From Publishers Weekly
Cox came to fame in 2004 as Wonkette, a D.C. insider whose blog injected (and still injects) levity and sarcasm into the earnest national political scene. In her snarky fictive debut, it's August in a presidential election year, and Kerryesque nominee John Hillman has failed to wow the Democratic convention. Worse yet, Hillman is under attack from the Citizens for Clear Heads, who claim that the candidate, as a student, took part in mind-control experiments, and now may be under someone's control.

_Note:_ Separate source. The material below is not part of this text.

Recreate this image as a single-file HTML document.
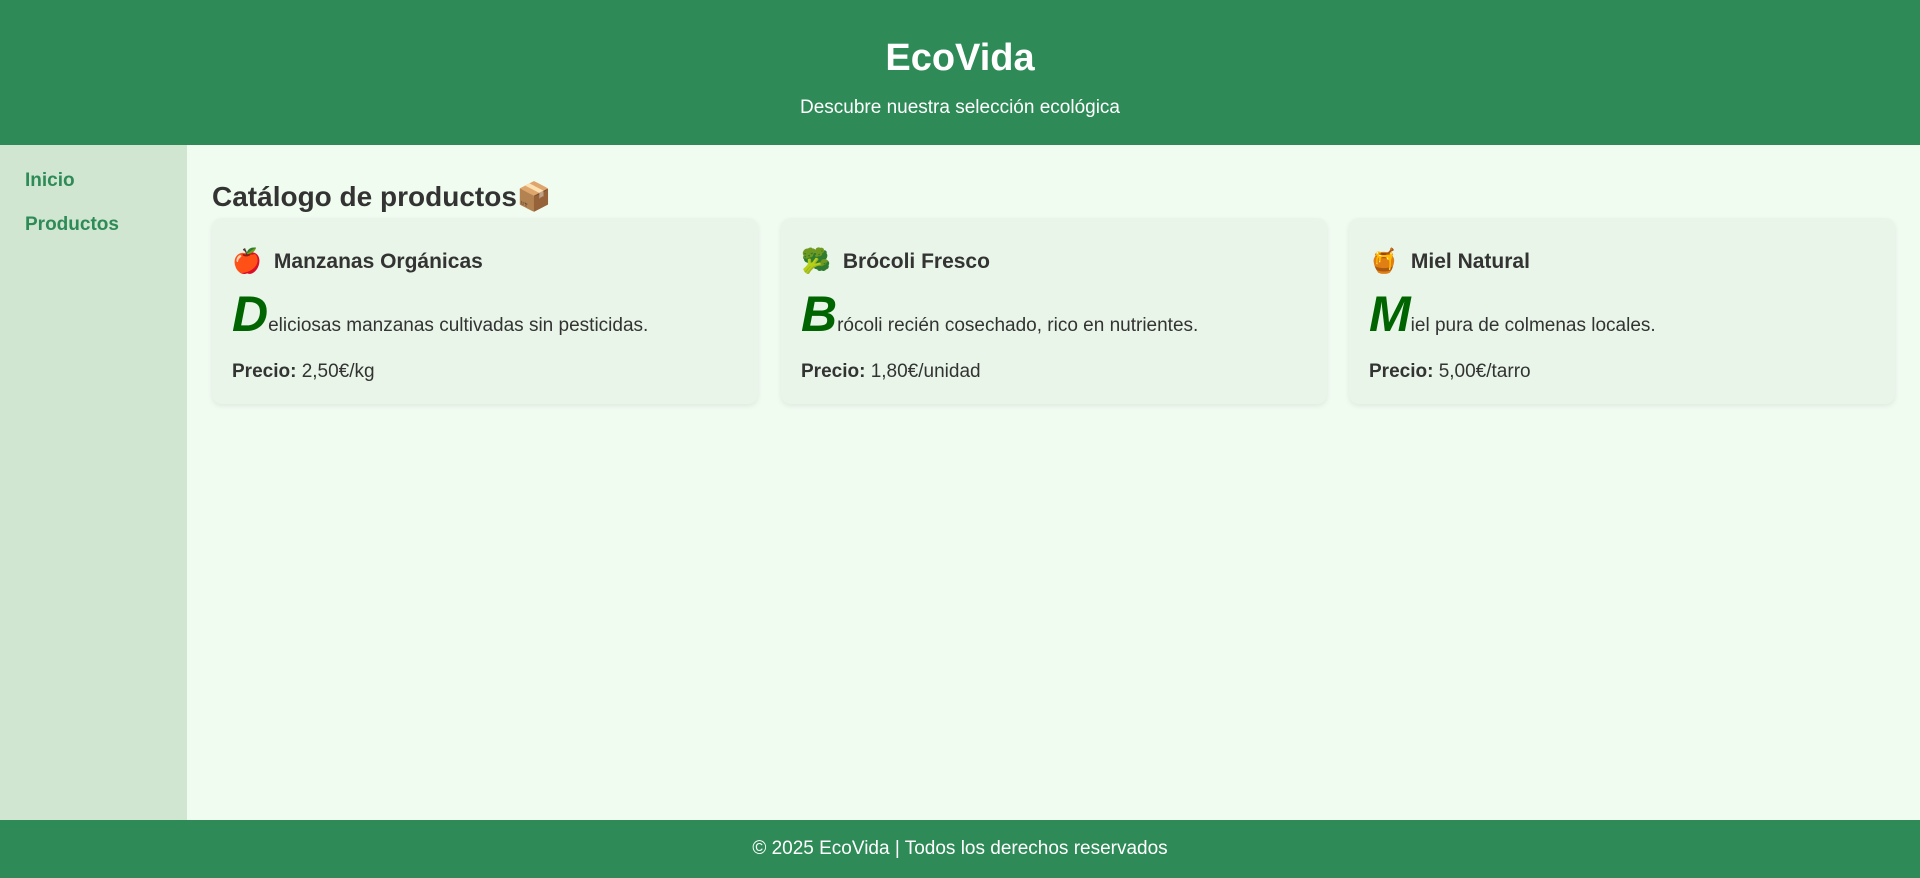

Campaign staffer and heroine Melanie Thorton must divert the media from the Clear Heads story before it destroys what's left of Hillman's appeal; she also hopes to rekindle her affair with a high-powered (but married) reporter. Desperate to distract the press (and herself), Melanie creates Capitolette, whose wholly fictional blog describes paid sexual dalliances with elected officials. (Cox's early blog link to Washingtonienne, whose exploits match Capitolette's exactly, set in motion the chain of events which would reveal Washingtonienne as real Hill staffer Jessica Cutler.) Wanting to keep the Capitolette story going, Melanie and her best friend find a (very) willing D.C. waitress and teach her to play the role of Capitolette—a role she embraces, in bedrooms if not online, as unintended consequences pile up. Cox aims for a light comedy of Washington power, halfway between
Primary Colors and
Sex and the City. Her powers of plot construction, though, don't match her political savvy: emotions are predictable, plot twists few. Fans of Wonkette's wit will find themselves better served by her blog—unless they want to revisit August 2004 as seen from the Kerry campaign, which few real Washingtonians (and even fewer Democrats) want to do.
(Jan.) Copyright © Reed Business Information, a division of Reed Elsevier Inc. All rights reserved.
From The New Yorker
This first novel, by a former writer of the political blog Wonkette, aims at being a satire of Washington mores but comes off as Beltway chick lit. Melanie Thorton, a campaign worker for a Democratic Presidential candidate, is bored with her job, her life, and her affair with a married journalist. She launches a fictitious Internet diary intended to expose the seamier side of Washington life. When the career of the fake blogger, Capitolette, takes off, the deception comes to light. The situation is rooted, slightly, in real life: as Wonkette, Cox created a scandal when she linked to the blog of a Senate staffer who dished about her sexual escapades. But there's something self-defeating about a roman à clef that deals with people who were pseudonymous in the first place. And the plot's many twists just add more bones to the skeleton rather than fleshing it out.